Well, that is definitely us then! I will poke around a little internally. I don't understand why all the entries are there myself. I think there might be some historical baggage in there. In particular, the /app and /lib paths don't look right to me. There is no harm, but it does not seem right.

Here is a first summary of the items however:

/index.php - we don't want to index paths with index.php in them - they should be using the nicer URLs. (We internally redirect URLs to /index.php?.... but that should not be visible externally as far as I know.) I would guess a safeguard rule only.
/*? - don't index queries -
/checkout/ - the checkout pages are not worth indexing as they don't hold any semantic content for your site that will help your SEO ranking
/app/ - I don't think is needed. Should never be a URL pointing at this path.
/lib/ - same as /app/
/*.php$ - should be using nice URLs, not PHP scripts. Not mandatory, but stops strange cases getting into search engines.
/pkginfo/ - Maybe there for historical reasons? Not used to my knowledge (should never occur).
/report/ - won't contain product information, so no point indexing them. (Probably would never happen as need to log in as an admin anyway.)
/var/ - I suspect same as /app/ and /lib/ above.
/catalog/ - this one I am not sure about. I wonder if used for AJAX or in Admin.
/customer/ - I suspect will never happen because requires Admin authentication - but no reason for SEO on customer profiles
/sendfriend/ - again, no reason to index any pages related to sending a friend information and a product you like
/review/ - similar to /catalog/
/*SID= - someone must be logged in - don't want to index that sort of URL.

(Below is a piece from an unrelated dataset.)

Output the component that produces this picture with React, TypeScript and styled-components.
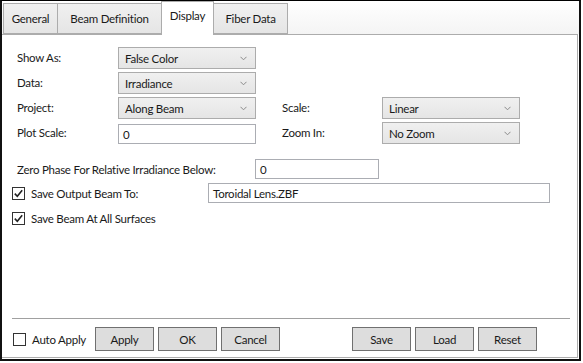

I am guessing some of the links might be in case someone posts a URL to a forum or similar. We don't want a search engine picking up that URL and recommending it. Better to tell the search engine "forget this URL completely". So it might be overly prescriptive for normal usage, but being safe.

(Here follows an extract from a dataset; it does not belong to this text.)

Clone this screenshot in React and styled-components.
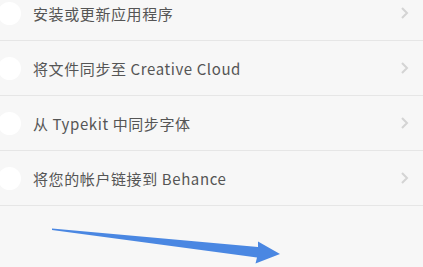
import styled, { createGlobalStyle } from "styled-components";

const GlobalStyle = createGlobalStyle`
  html, body {
    margin: 0;
    padding: 0;
    background: #f7f7f7;
  }
  body {
    font-family: "Noto Sans CJK SC", "Noto Sans", sans-serif;
    overflow: hidden;
  }
`;

const Page = styled.div`
  position: relative;
  width: 423px;
  height: 267px;
  overflow: hidden;
  background: #f7f7f7;
`;

const List = styled.ul`
  list-style: none;
  margin: -14px 0 0 0;
  padding: 0;
`;

const Row = styled.li`
  display: flex;
  align-items: center;
  height: 54px;
  border-bottom: 1px solid #e6e6e6;
  padding-right: 14px;
  cursor: pointer;
`;

const Radio = styled.span`
  flex: none;
  width: 23px;
  height: 23px;
  margin-left: -2px;
  border-radius: 50%;
  background: #ffffff;
`;

const Label = styled.span`
  flex: 1;
  margin-left: 12px;
  font-size: 15px;
  letter-spacing: 0.6px;
  color: #555555;
  white-space: nowrap;
`;

const Chevron = styled.svg`
  flex: none;
  width: 9px;
  height: 12px;
`;

const Arrow = styled.svg`
  position: absolute;
  left: 0;
  top: 0;
  pointer-events: none;
`;

const items = [
  "安装或更新应用程序",
  "将文件同步至 Creative Cloud",
  "从 Typekit 中同步字体",
  "将您的帐户链接到 Behance",
];

function App() {
  return (
    <Page>
      <GlobalStyle />
      <List>
        {items.map((text) => (
          <Row key={text}>
            <Radio />
            <Label>{text}</Label>
            <Chevron viewBox="0 0 9 12">
              <path d="M2 1 L7 6 L2 11" fill="none" stroke="#d4d4d4" strokeWidth="2" />
            </Chevron>
          </Row>
        ))}
      </List>
      <Arrow width="423" height="267" viewBox="0 0 423 267">
        <polygon
          points="52,228.5 258,247 258,241.5 280,254 255.5,263.5 257,257.5 52,230"
          fill="#4a87e2"
        />
      </Arrow>
    </Page>
  );
}

export default App;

View solution in original post

akent99 · ‎01-04-2016

Sorry, I am not sure what you know about robots.txt, so not sure what level you are asking at. Put simply, it is trying to guide search engines about what to index and what not to index on a site. For example, don't index checkout pages. Are all entries there required? I suspect not - there may be a bit of noise in the file. For example, /app is a directory - you should never see it in a URL.

Where did you find this file from? I cannot find it shipped with M2, so I assume it is from some project you are working on (not a M2 specific question)?

akent99 · ‎01-08-2016

Hi @kinan11, did I answer your question or did you have any additional information to provide? If its not a Magento 2 shipped file, I cannot really respond why it contains what it does (other than educated guesses).

kinan11 · ‎01-08-2016

from magento2 admin

stores - configuration

general - design- search engin robots

in the "Edit custom instruction of robots.txt File"

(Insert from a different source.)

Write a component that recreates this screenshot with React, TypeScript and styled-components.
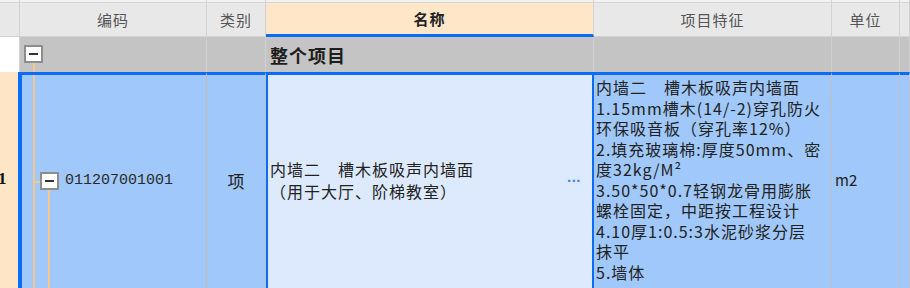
import React from "react";
import styled, { createGlobalStyle } from "styled-components";

const GlobalStyle = createGlobalStyle`
  html, body {
    margin: 0;
    padding: 0;
    background: #ffffff;
    overflow: hidden;
  }
  body {
    font-family: "Noto Sans CJK SC", "Noto Sans", sans-serif;
  }
`;

const BLUE = "#0b6cf6";
const TAN = "#f1c98f";

const features = [
  "内墙二　槽木板吸声内墙面",
  "1.15mm槽木(14/-2)穿孔防火",
  "环保吸音板（穿孔率12%）",
  "2.填充玻璃棉:厚度50mm、密",
  "度32kg/M²",
  "3.50*50*0.7轻钢龙骨用膨胀",
  "螺栓固定，中距按工程设计",
  "4.10厚1:0.5:3水泥砂浆分层",
  "抹平",
  "5.墙体",
];

const App = () => {
  return (
    <>
      <GlobalStyle />
      <Table>
        {/* header */}
        <HeadCell />
        <HeadCell>编码</HeadCell>
        <HeadCell>类别</HeadCell>
        <HeadCell $active>名称</HeadCell>
        <HeadCell>项目特征</HeadCell>
        <HeadCell>单位</HeadCell>
        <HeadCell />

        {/* group row */}
        <GroupNum />
        <GroupCell>
          <ToggleBox $top={8} $left={4} />
          <TreeLine $left={13} $top={26} $height={12} />
        </GroupCell>
        <GroupCell />
        <GroupTitle>整个项目</GroupTitle>
        <GroupCell />
        <GroupCell />
        <GroupCell />

        {/* data row */}
        <RowNum>1</RowNum>
        <CodeCell>
          <TreeLine $left={11} $top={0} $height={218} />
          <TreeHLine $left={12} $top={106} />
          <ToggleBox $top={97} $left={18} />
          <TreeLine $left={26} $top={115} $height={120} />
          <CodeText>011207001001</CodeText>
        </CodeCell>
        <TypeCell>项</TypeCell>
        <NameCell>
          <NameText>
            <div>内墙二　槽木板吸声内墙面</div>
            <div>（用于大厅、阶梯教室）</div>
          </NameText>
          <Ellipsis>...</Ellipsis>
        </NameCell>
        <FeatureCell>
          {features.map((line, i) => (
            <FeatureLine key={i}>{line}</FeatureLine>
          ))}
        </FeatureCell>
        <UnitCell>m2</UnitCell>
        <DataCell />
      </Table>
    </>
  );
};

export default App;

const Table = styled.div`
  display: grid;
  grid-template-columns: 20px 187px 59px 328px 238px 68px 1fr;
  grid-template-rows: 37px 35px 218px;
  width: 910px;
  height: 288px;
  overflow: hidden;
`;

const HeadCell = styled.div<{ $active?: boolean }>`
  box-sizing: border-box;
  display: flex;
  align-items: center;
  justify-content: center;
  padding-top: 3px;
  background: ${(p) =>
    p.$active
      ? `linear-gradient(#f2f2f2 0 2px, #d4d4d4 2px 3px, #fee6c9 3px)`
      : `linear-gradient(#f2f2f2 0 2px, #d4d4d4 2px 3px, #e8e8e8 3px)`};
  border-right: 1px solid #d3d3d3;
  border-bottom: ${(p) => (p.$active ? `3px solid ${BLUE}` : `1px solid #d3d3d3`)};
  font-size: 15px;
  letter-spacing: 1px;
  color: ${(p) => (p.$active ? "#222" : "#555")};
  font-weight: ${(p) => (p.$active ? 700 : 400)};
`;

const GroupNum = styled.div`
  background: #ffffff;
  border-right: 1px solid #d3d3d3;
`;

const GroupCell = styled.div`
  position: relative;
  box-sizing: border-box;
  background: #c4c4c4;
  border-right: 1px solid #d0d0d0;
`;

const GroupTitle = styled(GroupCell)`
  display: flex;
  align-items: center;
  padding-left: 4px;
  font-size: 18px;
  font-weight: 700;
  letter-spacing: 1px;
  color: #1e1e1e;
`;

const ToggleBox = styled.div<{ $top: number; $left: number }>`
  position: absolute;
  top: ${(p) => p.$top}px;
  left: ${(p) => p.$left}px;
  width: 19px;
  height: 18px;
  box-sizing: border-box;
  background: #ffffff;
  border: 2px solid #8d8d8d;
  z-index: 2;
  &::after {
    content: "";
    position: absolute;
    left: 3px;
    right: 3px;
    top: 6px;
    height: 2px;
    background: #333;
  }
`;

const TreeLine = styled.div<{ $left: number; $top: number; $height: number }>`
  position: absolute;
  left: ${(p) => p.$left}px;
  top: ${(p) => p.$top}px;
  width: 2px;
  height: ${(p) => p.$height}px;
  background: ${TAN};
`;

const TreeHLine = styled.div<{ $left: number; $top: number }>`
  position: absolute;
  left: ${(p) => p.$left}px;
  top: ${(p) => p.$top}px;
  width: 7px;
  height: 2px;
  background: ${TAN};
`;

const RowNum = styled.div`
  box-sizing: border-box;
  background: #fde5c6;
  border-right: 2px solid ${BLUE};
  display: flex;
  align-items: center;
  justify-content: flex-start;
  font-family: "Liberation Serif", serif;
  font-weight: 700;
  font-size: 17px;
  color: #111;
  text-indent: -2px;
  padding-bottom: 4px;
`;

const DataCell = styled.div`
  position: relative;
  box-sizing: border-box;
  background: #a0c8fb;
  border-top: 3px solid ${BLUE};
  border-right: 1px solid #b9c4d2;
  font-size: 16px;
  color: #222;
`;

const CodeCell = styled(DataCell)`
  border-left: 2px solid ${BLUE};
  border-right: 1px solid #c5bcae;
  display: flex;
  align-items: center;
  padding-left: 43px;
  padding-bottom: 4px;
`;

const CodeText = styled.span`
  font-family: "Liberation Mono", monospace;
  font-size: 15px;
  color: #2a2a2a;
`;

const TypeCell = styled(DataCell)`
  display: flex;
  align-items: center;
  justify-content: center;
  padding-bottom: 4px;
  font-size: 17px;
`;

const NameCell = styled(DataCell)`
  background: #dde9fd;
  border: 2px solid ${BLUE};
  border-top: 3px solid ${BLUE};
  display: flex;
  align-items: center;
  justify-content: space-between;
  padding: 0 11px 4px 2px;
`;

const NameText = styled.div`
  font-size: 16px;
  letter-spacing: 1px;
  line-height: 22px;
  white-space: nowrap;
  color: #222;
`;

const Ellipsis = styled.span`
  font-family: "Liberation Sans", sans-serif;
  color: #3a86e6;
  font-size: 15px;
  font-weight: 700;
  letter-spacing: 0.5px;
  margin-top: -6px;
`;

const FeatureCell = styled(DataCell)`
  padding: 2px 0 0 2px;
  border-right: 1px solid #c0c0c0;
`;

const FeatureLine = styled.div`
  font-size: 16px;
  letter-spacing: 1px;
  line-height: 20.5px;
  white-space: nowrap;
  color: #222;
`;

const UnitCell = styled(DataCell)`
  display: flex;
  align-items: center;
  padding-left: 3px;
  padding-bottom: 6px;
  font-size: 15px;
  border-right: 1px solid #c0c0c0;
`;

i click " reset to default " "This action will delete your custom instructions and reset robots.txt file to system's default settings."

then in the box i see this info

User-agent: *
Disallow: /index.php/
Disallow: /*?
Disallow: /checkout/
Disallow: /app/
Disallow: /lib/
Disallow: /*.php$
Disallow: /pkginfo/
Disallow: /report/
Disallow: /var/
Disallow: /catalog/
Disallow: /customer/
Disallow: /sendfriend/
Disallow: /review/
Disallow: /*SID=

akent99 · ‎01-08-2016

Well, that is definitely us then! I will poke around a little internally. I don't understand why all the entries are there myself. I think there might be some historical baggage in there. In particular, the /app and /lib paths don't look right to me. There is no harm, but it does not seem right.

Here is a first summary of the items however:

/index.php - we don't want to index paths with index.php in them - they should be using the nicer URLs. (We internally redirect URLs to /index.php?.... but that should not be visible externally as far as I know.) I would guess a safeguard rule only.
/*? - don't index queries -
/checkout/ - the checkout pages are not worth indexing as they don't hold any semantic content for your site that will help your SEO ranking
/app/ - I don't think is needed. Should never be a URL pointing at this path.
/lib/ - same as /app/
/*.php$ - should be using nice URLs, not PHP scripts. Not mandatory, but stops strange cases getting into search engines.
/pkginfo/ - Maybe there for historical reasons? Not used to my knowledge (should never occur).
/report/ - won't contain product information, so no point indexing them. (Probably would never happen as need to log in as an admin anyway.)
/var/ - I suspect same as /app/ and /lib/ above.
/catalog/ - this one I am not sure about. I wonder if used for AJAX or in Admin.
/customer/ - I suspect will never happen because requires Admin authentication - but no reason for SEO on customer profiles
/sendfriend/ - again, no reason to index any pages related to sending a friend information and a product you like
/review/ - similar to /catalog/
/*SID= - someone must be logged in - don't want to index that sort of URL.

I am guessing some of the links might be in case someone posts a URL to a forum or similar. We don't want a search engine picking up that URL and recommending it. Better to tell the search engine "forget this URL completely". So it might be overly prescriptive for normal usage, but being safe.

josh_a · ‎06-12-2017

I have the same question.

Disallow: /catalog/ -- doesn't that mean that all URLs that have /catalog/ in them will block bots from crawling them from that folder on? So, "wwwexamplesite.com/pub/media/catalog/product/cache/small_image/140x140/ex23le4443am/awesome-product.html" would block access to "/catalog/product/cache/small_image/140x140/ex23le4443am/awesome-product.html" - correct?

Few of our images are indexed by Google, and I'm assuming this "default" robots.txt is the reason why. Most of our images use that basic path and exist in the catalog folder.